Policy & governance: aligning incentives
Technical systems cannot substitute for regulatory action. Landslide vulnerability in the Western Ghats is aggravated by deforestation, unregulated quarrying, and slope-loading from development. To be effective, LEWS deployment must be paired with:
- Strict enforcement of land-use and slope-protection regulations
- Dedicated funding for sensor networks and local capacity building
- Institutional clarity for roles and alert-issuance protocols
Recommended roadmap for a resilient LEWS
- Adopt conditionally merged precipitation inputs (satellite + gauges) as the operational standard.
- Mandate low-cost MEMS sensor deployments in all high-susceptibility zones identified by DInSAR and LiDAR analysis.
- Integrate multi-model ensemble NWP outputs with AI models (LSTM and tree-based ensembles) for probabilistic, impact-based forecasts.
- Rebalance dissemination infrastructure (sirens, public address, mobile alerts) to prioritize geological risk exposure.

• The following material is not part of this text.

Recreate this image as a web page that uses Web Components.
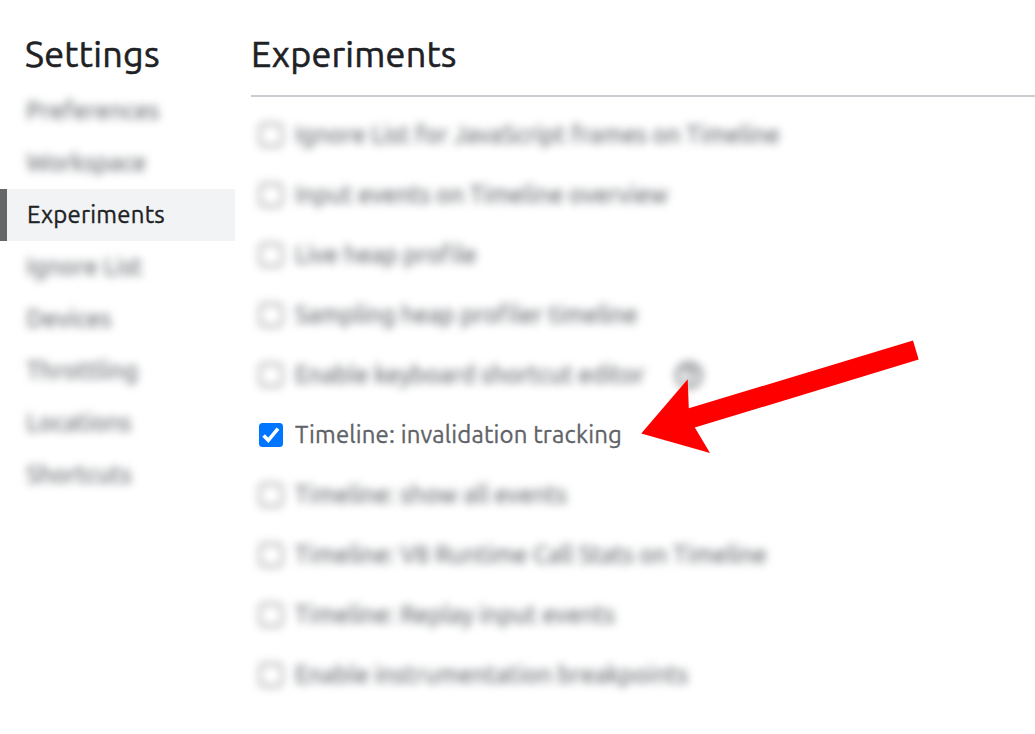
<!DOCTYPE html>
<html lang="en">
<head>
<meta charset="utf-8">
<title>Settings</title>
<style>
body{margin:0;background:#fff;font-family:Ubuntu,"Noto Sans",sans-serif;color:#202124;overflow:hidden}
</style>
</head>
<body>
<settings-page>
  <settings-nav slot="nav">
    <nav-item width="133">Preferences</nav-item>
    <nav-item width="120">Workspace</nav-item>
    <nav-item width="138" selected>Experiments</nav-item>
    <nav-item width="116">Ignore List</nav-item>
    <nav-item width="85">Devices</nav-item>
    <nav-item width="112">Throttling</nav-item>
    <nav-item width="105">Locations</nav-item>
    <nav-item width="105">Shortcuts</nav-item>
  </settings-nav>
  <experiment-item width="485">Ignore List for JavaScript frames on Timeline</experiment-item>
  <experiment-item width="373">Input events on Timeline overview</experiment-item>
  <experiment-item width="182">Live heap profile</experiment-item>
  <experiment-item width="343">Sampling heap profiler timeline</experiment-item>
  <experiment-item width="350" help>Enable keyboard shortcut editor</experiment-item>
  <experiment-item width="327" checked>Timeline: invalidation tracking</experiment-item>
  <experiment-item width="272">Timeline: show all events</experiment-item>
  <experiment-item width="472">Timeline: V8 Runtime Call Stats on Timeline</experiment-item>
  <experiment-item width="320">Timeline: Replay input events</experiment-item>
  <experiment-item width="393">Enable instrumentation breakpoints</experiment-item>
  <red-arrow slot="overlay"></red-arrow>
</settings-page>
<script>
// Label whose letter spacing is adjusted so the text spans a given width.
class FitText extends HTMLElement{
  connectedCallback(){
    const r=this.attachShadow({mode:'open'});
    r.innerHTML='<style>:host{display:inline-block;white-space:nowrap}span{display:inline-block;-webkit-text-stroke:var(--stroke,.35px) currentColor;font-kerning:normal;font-variant-ligatures:none}</style><span></span>';
    const s=r.querySelector('span');
    s.textContent=this.getAttribute('text');
    const w=s.getBoundingClientRect().width;
    s.style.letterSpacing=((+this.getAttribute('width')-w)/s.textContent.length)+'px';
  }
}
class SettingsPage extends HTMLElement{
  connectedCallback(){
    this.attachShadow({mode:'open'}).innerHTML=`<style>
:host{display:grid;grid-template-columns:235px 1fr;column-gap:16px;height:734px;position:relative;overflow:hidden;background:#fff}
h1{margin:0;font-weight:400;font-size:36px;line-height:48px;height:48px;padding-top:30px;--stroke:.55px}
aside h1{padding-left:25px}
header{height:95px;border-bottom:2px solid #cacdd1;box-sizing:content-box}
.list{padding-top:8px}
</style>
<aside><h1><fit-text text="Settings" width="135"></fit-text></h1><slot name="nav"></slot></aside>
<main><header><h1><fit-text text="Experiments" width="205.6"></fit-text></h1></header><div class="list"><slot></slot></div></main>
<slot name="overlay"></slot>`;
  }
}
class SettingsNav extends HTMLElement{
  connectedCallback(){
    this.attachShadow({mode:'open'}).innerHTML='<style>:host{display:block;padding-top:7px}</style><slot></slot>';
  }
}
class NavItem extends HTMLElement{
  connectedCallback(){
    this.attachShadow({mode:'open'}).innerHTML=`<style>
:host{display:flex;align-items:center;box-sizing:border-box;height:52px;padding:0 0 0 26.5px;font-size:24px;line-height:32px}
:host([selected]){background:#f1f3f4;border-left:7px solid #666;padding-left:20px}
:host(:not([selected])){color:#5f6368}
:host(:not([selected])) fit-text{filter:blur(4px)}
</style><fit-text text="${this.textContent}" width="${this.getAttribute('width')}"></fit-text>`;
  }
}
class ExperimentItem extends HTMLElement{
  connectedCallback(){
    const on=this.hasAttribute('checked');
    this.attachShadow({mode:'open'}).innerHTML=`<style>
:host{display:flex;align-items:center;height:60px;padding-left:8px;font-size:24px;line-height:32px;color:#5f6368}
:host(:not([checked])){filter:blur(4px)}
svg{flex:none}
fit-text{margin-left:12px}
.help{margin-left:30px}
</style>
<svg width="24" height="24" viewBox="0 0 24 24">${on
 ?'<rect width="24" height="24" rx="3.5" fill="#0075ff"/><path d="M4.6 12.6 9.3 17.3 19 5.6" fill="none" stroke="#fff" stroke-width="3.6"/>'
 :'<rect x="1" y="1" width="22" height="22" rx="3.5" fill="#fff" stroke="#858585" stroke-width="1.8"/>'}</svg>
<fit-text text="${this.textContent}" width="${this.getAttribute('width')}"></fit-text>
${this.hasAttribute('help')?'<svg class="help" width="28" height="28" viewBox="0 0 28 28" fill="none" stroke="#5f6368" stroke-width="2.7"><circle cx="14" cy="14" r="12"/><path d="M9.5 11.5a4.5 4.5 0 1 1 7.5 3.3c-1.8 1.5-3 2-3 4M14 20.5v2.5"/></svg>':''}`;
  }
}
class RedArrow extends HTMLElement{
  connectedCallback(){
    this.attachShadow({mode:'open'}).innerHTML=`<style>:host{display:block;position:absolute;left:640px;top:338px;width:280px;height:118px}svg{display:block}</style>
<svg width="280" height="118" viewBox="640 338 280 118"><path fill="#f00" d="M641.2 433.4 687.7 379.2 688.8 408.3 913 340.4 918.7 359.6 694.8 427.6 710 453Z"/></svg>`;
  }
}
customElements.define('fit-text',FitText);
customElements.define('settings-page',SettingsPage);
customElements.define('settings-nav',SettingsNav);
customElements.define('nav-item',NavItem);
customElements.define('experiment-item',ExperimentItem);
customElements.define('red-arrow',RedArrow);
</script>
</body>
</html>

- Institutionalize joint drills and community education to preserve trust and ensure timely evacuation.
Conclusion
LEWS are no longer purely academic: combining InSAR/LiDAR, dense sensor networks, and AI forecasting can produce life-saving lead time for communities on vulnerable slopes. However, technology must be matched by data quality, dissemination equity, and policy measures to stabilize slopes and reduce exposure. When those operational, technical, and governance elements align, LEWS deliver true resilience—ensuring that when slopes fail, people are already out of harm’s way.